My foremost consideration in writing this book has been to try to be as transparent as I can. I have tried to make the best arguments for all the different policy options that the United States might pursue toward Iran, even those with which I disagree. I have also tried to be honest about the drawbacks associated with the policies that I prefer. If you end up agreeing with me, great; but you should only do so in the full knowledge that the course of action I favor carries significant risks and costs, too, if only because they all do. Similarly, if you end up disagreeing with me and preferring a different policy option toward Iran, that’s good, too. My hope is only that this book will have helped you to figure out which strategy you prefer and why, and to be ready to accept the costs and risks (and uncertainties) involved in whichever option you prefer.

In the past, my views on various issues have been misrepresented. I tried to write a balanced, nuanced book about Iraq in 2002 only to find it caricatured by people who read nothing but the subtitle—or cherry-picked lines from it. There is only so much I can do to prevent that happening to this book as well, but I am going to do what I can to make it harder this time around. And I want to start by presenting, up front, the basic argument of this book.

So here is a summary of my view:

I believe that U.S. policy toward Iran moving forward should begin by trying a revamped version of the carrot-and-stick strategy Washington has employed at least since 2009 (and arguably since 2006). In particular, we need to lay out more attractive benefits to Iran if it is willing to make meaningful concessions on its nuclear program and other problematic activities. Simultaneously, and as one of the “sticks” to convince Tehran to compromise, the United States should explore how we might better support indigenous Iranian opposition groups seeking to reform or even overthrow the Islamic Republic. I see this latter option as morally right, strategically sensible, and a potentially useful adjunct to a carrot-and stick approach of diplomacy and sanctions. I believe that an Israeli strike on Iran would serve no good purpose and might be disastrous for the United States, Israel, and our other allies. If the carrot-and-stick approach fails and regime change proves impractical, I prefer to see the United States opt for containment of Iran rather than war. I do not see the military option as stupid or reckless, and there are strong arguments in its favor. There are also circumstances in which it could be the best course of action. However, on the whole, I believe that the costs and risks of containment are more acceptable than the costs and risks of starting down the path of war with Iran. I do not believe that the containment of Iran, including potentially a nuclear Iran, will be easy or painless, just preferable to the alternative. Finally, containment does not mean appeasement, or even acceptance, of a nuclear Iran. Containment can take many shapes, some confrontational, some far more passive, and one of the keys to making containment work will be determining how assertive or reserved to be at any time. 

The Structure of the Book

The rest of the book will flesh out this perspective while providing the background to the crisis and the key aspects of the different policy options available toward Iran.

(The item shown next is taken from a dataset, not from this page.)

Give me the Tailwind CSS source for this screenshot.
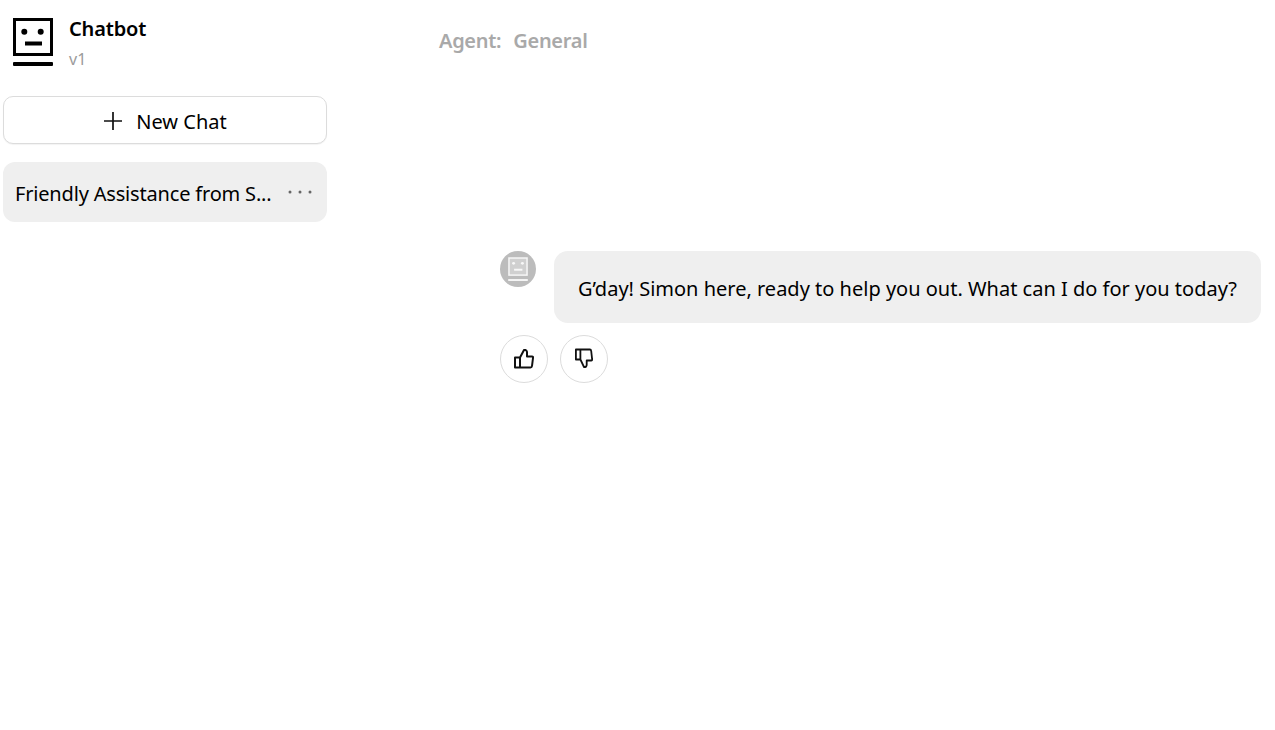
<!DOCTYPE html>
<html lang="en">
  <head>
    <meta charset="UTF-8" />
    <meta name="viewport" content="width=device-width, initial-scale=1.0" />
    <title>Chatbot</title>
    <script src="https://cdn.jsdelivr.net/npm/@tailwindcss/browser@4"></script>
  </head>
  <body class="bg-white font-['Noto_Sans',sans-serif] text-black overflow-hidden">
    <div class="flex h-[730px] w-[1275px]">
      <!-- sidebar -->
      <aside class="w-[330px] shrink-0 pl-[3px] pr-[3px]">
        <div class="flex h-[96px] pl-[10px] pt-[17px]">
          <svg class="w-[40px] h-[49px] shrink-0" viewBox="0 0 40 49">
            <rect x="1.5" y="2.5" width="37" height="35" fill="none" stroke="#000" stroke-width="3" />
            <circle cx="11.3" cy="14.7" r="3" fill="#000" />
            <circle cx="27.7" cy="14.7" r="3" fill="#000" />
            <rect x="12" y="24.5" width="17" height="4" fill="#000" />
            <rect x="0" y="45" width="40" height="4" rx="1" fill="#000" />
          </svg>
          <div class="ml-[16px] -mt-[2px]">
            <div class="text-[20px] leading-[28px] font-semibold tracking-[-0.15px]">Chatbot</div>
            <div class="text-[16px] leading-[22px] mt-[5px] text-[#9b9b9b]">v1</div>
          </div>
        </div>
        <button class="w-[324px] h-[48px] flex items-center justify-center gap-[13px] bg-white border border-[#dcdcdc] rounded-[10px] shadow-[0_1px_1px_rgba(0,0,0,0.05)] text-[20px]">
          <svg class="w-[20px] h-[20px] mt-[1px]" viewBox="0 0 20 20" fill="none" stroke="#111" stroke-width="1.7">
            <path d="M10 1v18M1 10h18" />
          </svg>
          <span class="pt-[4px]">New Chat</span>
        </button>
        <div class="w-[324px] h-[60px] mt-[18px] flex items-center justify-between bg-[#efefef] rounded-[12px] pl-[12px] pr-[15px]">
          <span class="pt-[4px] text-[20px] whitespace-nowrap tracking-[-0.18px]">Friendly Assistance from S...</span>
          <svg class="w-[24px] h-[4px] shrink-0" viewBox="0 0 24 4" fill="#666">
            <circle cx="2" cy="2" r="1.5" />
            <circle cx="12" cy="2" r="1.5" />
            <circle cx="22" cy="2" r="1.5" />
          </svg>
        </div>
      </aside>
      <!-- main -->
      <main class="flex-1 relative">
        <div class="pl-[109px] pt-[26px] h-[251px] flex gap-[12px] text-[20px] leading-[30px] font-semibold text-[#a9a9a9] tracking-[-0.3px]">
          <span>Agent:</span>
          <span>General</span>
        </div>
        <div class="flex pl-[170px]">
          <div class="w-[36px] h-[36px] rounded-full bg-[#bcbcbc] flex items-center justify-center shrink-0">
            <svg class="w-[22px] h-[24px]" viewBox="0 0 40 49">
              <rect x="1.5" y="2" width="37" height="35" fill="#fff" fill-opacity="0.3" stroke="#fff" stroke-width="3" stroke-opacity="0.85" />
              <circle cx="11" cy="13" r="3" fill="#fff" opacity="0.85" />
              <circle cx="29" cy="13" r="3" fill="#fff" opacity="0.85" />
              <rect x="12" y="24" width="17" height="4" fill="#fff" opacity="0.85" />
              <rect x="0" y="45" width="40" height="4" fill="#fff" opacity="0.85" />
            </svg>
          </div>
          <div>
            <div class="ml-[18px] w-[707px] h-[72px] pt-[4px] bg-[#efefef] rounded-[14px] flex items-center pl-[24px] text-[20px] whitespace-nowrap">G’day! Simon here, ready to help you out. What can I do for you today?</div>
          </div>
        </div>
        <div class="flex gap-[12px] pl-[170px] mt-[12px]">
          <button class="w-[48px] h-[48px] rounded-full border border-[#dcdcdc] bg-white flex items-center justify-center">
            <svg class="w-[20px] h-[20px]" viewBox="0 0 20 20" fill="none" stroke="#111" stroke-width="2" stroke-linejoin="round" stroke-linecap="round">
              <path d="M6 8.5 10 1q2.5-.5 3 2v4.5h5q1.3 0 1 1.5l-1 8q-.2 1.5-1.5 1.5H1v-10h5v10" />
            </svg>
          </button>
          <button class="w-[48px] h-[48px] rounded-full border border-[#dcdcdc] bg-white flex items-center justify-center">
            <svg class="w-[18px] h-[20px] -mt-[2px] -scale-y-100" viewBox="0 0 20 20" preserveAspectRatio="none" fill="none" stroke="#111" stroke-width="2" stroke-linejoin="round" stroke-linecap="round">
              <path d="M6 8.5 10 1q2.5-.5 3 2v4.5h5q1.3 0 1 1.5l-1 8q-.2 1.5-1.5 1.5H1v-10h5v10" />
            </svg>
          </button>
        </div>
      </main>
    </div>
  </body>
</html>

It is not a history of Iran or of the American relationship with Iran, although I will try to provide all the pertinent history related to the different issues relevant to Iran, its nuclear program, and the wider U.S.-Iranian confrontation.

The book has three parts. Part I addresses the “problems” of Iran. It looks at Iranian goals, personalities, decision-making, and policies, as best we understand them. In particular, I try to highlight what we don’t know and the competing explanations for what we do know. It also provides an overview of the Iranian nuclear program. The first part then goes on to discuss the different threats that a nuclear Iran could create for American interests. Taken together, this information should serve as a foundation on which to build a new American policy toward Iran.

Part II looks at the different policy options we might still try to employ to prevent Iran from acquiring a nuclear weapons capability. It starts by discussing the trade-offs involved in these policies and then provides a summary of the progress of the Obama administration’s policy so far. It moves on to look at four potential paths forward: revamping the current Dual Track (or carrot-and-stick) strategy, pursuing a form of “regime change” by aiding Iranian opposition groups, allowing Israel to strike Iran’s nuclear facilities, or exercising the military option ourselves.

Part III explores containment in much greater depth. It surveys what different versions of containment could look like, what it would require to make them work, and under what circumstances the United States might opt for more or less aggressive versions of containment. It spends as much time on the question of “how to contain” as on “whether” the United States should do so. The strongest argument for war is that containment is impossible, or at least unlikely to work, and therefore choosing between them requires looking much harder at the question of whether containment can work.

I end by laying out how I weigh the different trade-offs, pros and cons, and how I arrive at my conclusion that, left with no other alternative but war, I believe containment of Iran to be the better choice. I do so in the firm belief that, given the many problems that beset either course of action, what matters most today is less what path we as a nation decide to take and far more having an honest, open process to reach that decision. Whatever we conclude, we need to be clear about the price we will pay, the risks we will run, and what it will take to make it work.

In 1962, the Cold War nuclear strategist Herman Kahn wrote a famous book called Thinking About the Unthinkable. At that time, what was “unthinkable” was the idea of a nuclear war between the United States and the Soviet Union. Kahn’s warning was that we had to think about that “unthinkable” event, because not to do so would leave us unprepared if it ever occurred and so might make it more likely. Today, as we face the challenge of Iran’s pursuit of a nuclear weapons capability, I fear that our choices are being narrowed to just two: going to war to prevent Iran from acquiring such a capability, or else learning to live with it. Watching our current public debate over Iran policy, I am struck by how many of our leaders, thinkers, and opinion-makers have deemed both of these ultimate alternatives inconceivable, unimaginable, impossible—unthinkable. Yet, it seems ever more likely that we will have to choose between them. When we do, we are going to wish that we had thought a great deal about them and decided which was the least bad, even though they may both be unthinkable.